2. They Show Posture and Confidence
Photos track more than size — they capture how you carry yourself. Standing taller, shoulders pulled back, and looking more comfortable in your own skin are huge non-scale wins.
Related: Affirms With Confidence: The Power of Positive Self-Talk
3. They Highlight Long-Term Progress
You might not notice a change week to week, but six months later? Photos side by side reveal just how far you’ve come, even if you didn’t feel it day-to-day.
4. They Encourage Consistency
Knowing you’ll take a new photo every month gives you accountability without the stress of stepping on the scale daily.
How to Take Progress Photos That Work
- Use the Same Setup Every Time
- Same mirror, same lighting, same time of day.
- Consistency makes changes clearer.
- Wear Fitted Clothing or Go Shirtless
- Baggy clothes hide results.
- Athletic shorts and a snug tee are a good middle ground if shirtless isn’t comfortable.
- Take Multiple Angles
- Front, side, and back views show the full story.
- Set a Schedule
- Once every 2–4 weeks is ideal.
- More frequent than that, and the changes may be too subtle to keep you motivated.

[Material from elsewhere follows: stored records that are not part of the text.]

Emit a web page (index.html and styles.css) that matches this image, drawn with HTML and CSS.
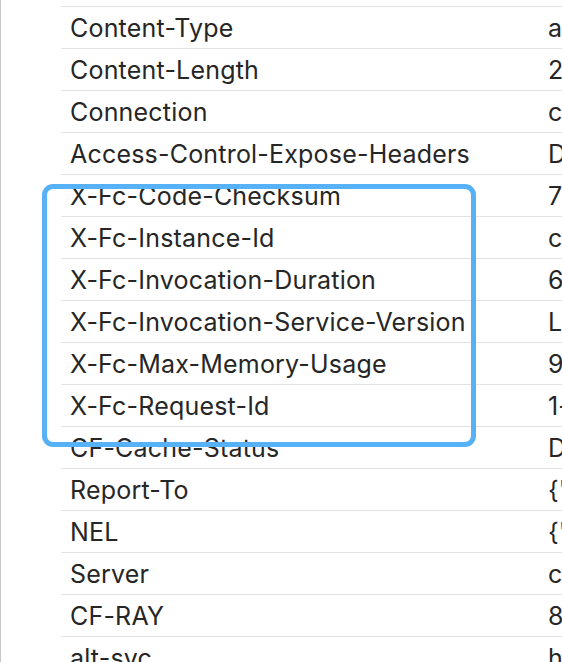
FILE: index.html
```html
<!DOCTYPE html>
<html>
<head>
<meta charset="utf-8">
<link rel="stylesheet" href="styles.css">
</head>
<body>
<div class="panel">
  <div class="table">
    <div class="row spacer"><div class="k"></div><div class="v"></div></div>
    <div class="row"><div class="k">Content-Type</div><div class="v">application/json</div></div>
    <div class="row"><div class="k">Content-Length</div><div class="v">2415</div></div>
    <div class="row"><div class="k">Connection</div><div class="v">close</div></div>
    <div class="row"><div class="k">Access-Control-Expose-Headers</div><div class="v">Date,x-fc-request-id</div></div>
    <div class="row"><div class="k">X-Fc-Code-Checksum</div><div class="v">7345120983</div></div>
    <div class="row"><div class="k">X-Fc-Instance-Id</div><div class="v">c-65a3f2e1</div></div>
    <div class="row"><div class="k">X-Fc-Invocation-Duration</div><div class="v">64</div></div>
    <div class="row"><div class="k">X-Fc-Invocation-Service-Version</div><div class="v">LATEST</div></div>
    <div class="row"><div class="k">X-Fc-Max-Memory-Usage</div><div class="v">92.5</div></div>
    <div class="row"><div class="k">X-Fc-Request-Id</div><div class="v">1-65a3f2e1</div></div>
    <div class="row"><div class="k">CF-Cache-Status</div><div class="v">DYNAMIC</div></div>
    <div class="row"><div class="k">Report-To</div><div class="v">{"endpoints":[]}</div></div>
    <div class="row"><div class="k">NEL</div><div class="v">{"success_fraction":0}</div></div>
    <div class="row"><div class="k">Server</div><div class="v">cloudflare</div></div>
    <div class="row"><div class="k">CF-RAY</div><div class="v">84a1b2c3d4</div></div>
    <div class="row"><div class="k">alt-svc</div><div class="v">h3=":443"</div></div>
  </div>
  <div class="highlight"></div>
</div>
</body>
</html>
```

FILE: styles.css
```css
html, body {
  margin: 0;
  padding: 0;
  background: #ffffff;
  overflow: hidden;
  width: 562px;
  height: 662px;
}
.panel {
  position: relative;
  height: 662px;
  border-left: 1px solid #c8c8c8;
  padding-left: 60px;
  overflow: hidden;
  font-family: "Inter", "Liberation Sans", sans-serif;
  font-size: 25px;
  letter-spacing: 0.2px;
  color: #262626;
}
.table {
  width: 900px;
  margin-top: -35px;
}
.row {
  display: grid;
  grid-template-columns: 478px 1fr;
  height: 41px;
  border-bottom: 1px solid #e3e3e3;
  align-items: center;
}
.k, .v {
  padding-left: 9px;
  padding-top: 2px;
  white-space: nowrap;
  line-height: 1;
}
.highlight {
  position: absolute;
  left: 41px;
  top: 184px;
  width: 424px;
  height: 253px;
  border: 5px solid #56b1f6;
  border-radius: 11px;
}
```
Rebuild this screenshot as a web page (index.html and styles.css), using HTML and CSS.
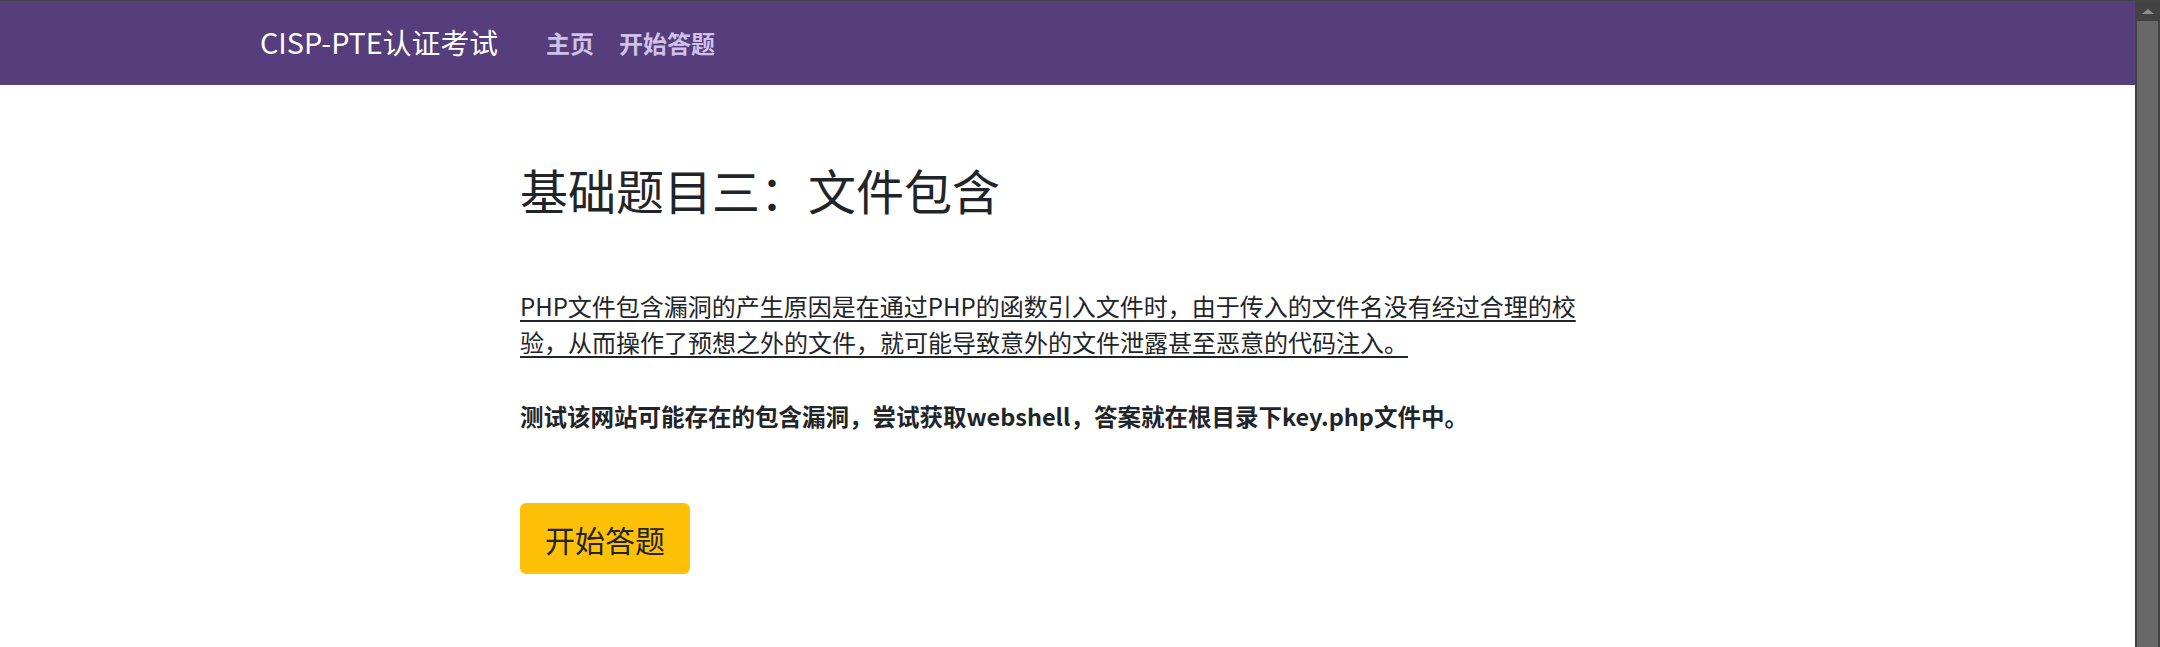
FILE: index.html
```html
<!DOCTYPE html>
<html lang="zh-CN">
<head>
<meta charset="utf-8">
<title>CISP-PTE认证考试</title>
<link rel="stylesheet" href="styles.css">
</head>
<body>
<div class="window">
  <div class="page">
    <nav class="navbar">
      <a class="brand" href="#">CISP-PTE认证考试</a>
      <ul class="nav">
        <li><a href="#">主页</a></li>
        <li><a href="#">开始答题</a></li>
      </ul>
    </nav>
    <main class="content">
      <h2 class="title">基础题目三：文件包含</h2>
      <p class="desc"><a href="#">PHP文件包含漏洞的产生原因是在通过PHP的函数引入文件时，由于传入的文件名没有经过合理的校验，从而操作了预想之外的文件，就可能导致意外的文件泄露甚至恶意的代码注入。</a></p>
      <p class="task">测试该网站可能存在的包含漏洞，尝试获取webshell，答案就在根目录下key.php文件中。</p>
      <a class="btn" href="#">开始答题</a>
    </main>
  </div>
  <div class="scrollbar">
    <div class="arrow"></div>
    <div class="thumb"></div>
  </div>
</div>
</body>
</html>
```

FILE: styles.css
```css
* { box-sizing: border-box; }
html, body {
  margin: 0;
  padding: 0;
  background: #fff;
  overflow: hidden;
}
body {
  font-family: "Noto Sans CJK SC", "Noto Sans", sans-serif;
  color: #212529;
}
.window {
  display: flex;
  width: 2160px;
  height: 647px;
  border-top: 1px solid #444;
}
.page {
  flex: 1;
  min-width: 0;
}
.navbar {
  height: 84px;
  background: #563d7c;
  display: flex;
  align-items: center;
  padding-left: 260px;
}
.brand {
  color: #fff;
  text-decoration: none;
  font-size: 28.8px;
  line-height: 1.5;
  margin-top: -2px;
}
.nav {
  list-style: none;
  margin: 0 0 0 48px;
  padding: 0;
  display: flex;
  gap: 25px;
}
.nav a {
  color: #cfc2e8;
  text-decoration: none;
  font-size: 24px;
  font-weight: 700;
  line-height: 1.5;
}
.content {
  padding-left: 520px;
  width: 1590px;
  display: flex;
  flex-direction: column;
  align-items: flex-start;
}
.title {
  margin: 75px 0 0;
  font-size: 48px;
  font-weight: 400;
  line-height: 58px;
}
.desc {
  margin: 70px 0 0;
  font-size: 24px;
  line-height: 36px;
}
.desc a {
  color: #212529;
  text-decoration: underline;
  text-decoration-thickness: 2px;
  text-underline-offset: 4px;
}
.task {
  margin: 38px 0 0;
  font-size: 23.5px;
  font-weight: 700;
  line-height: 36px;
}
.btn {
  margin-top: 69px;
  display: inline-flex;
  align-items: center;
  justify-content: center;
  width: 170px;
  height: 71px;
  background: #ffc107;
  border-radius: 6px;
  color: #212529;
  text-decoration: none;
  font-size: 30px;
}
.scrollbar {
  width: 25px;
  background: #424242;
  display: flex;
  flex-direction: column;
  align-items: center;
  padding: 0 2px 0 2px;
}
.arrow {
  height: 20px;
  width: 100%;
  display: flex;
  align-items: center;
  justify-content: center;
}
.arrow::before {
  content: "";
  border-left: 6px solid transparent;
  border-right: 6px solid transparent;
  border-bottom: 5px solid #8d8d8d;
}
.thumb {
  flex: 1;
  width: 21px;
  background: #686868;
}
```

Why This Matters for Bigger Men
For plus-size men, especially those new to fitness, progress is often about function and feeling more than shrinking. Progress photos help highlight:
- Being able to move better
- Looking stronger in the shoulders and chest
- Losing inches around the waist even when the scale stalls
- Visible proof that effort equals change
In short: they validate what the mirror shows but the scale hides.
Pairing Photos with Other Non-Scale Victories
Progress photos are powerful, but they’re even better when paired with other markers:
- Measurements: Waist, chest, and arms once a month.
- Performance goals: How much you can lift, how far you can walk, or how long you can last on the bike.
- Energy and mood: How you feel day to day is just as important as the numbers.
Related: The Power of Small Wins: Why Micro Goals Lead to Major Changes
Final Word
If you’re a bigger guy frustrated by the scale, step back and reframe your progress. Take photos, track how your clothes fit, and measure your strength. You’ll find that your body tells a far more encouraging story than any single number ever could.
Progress isn’t about shrinking into someone else’s idea of success — it’s about growing stronger, more confident, and more capable in your own body.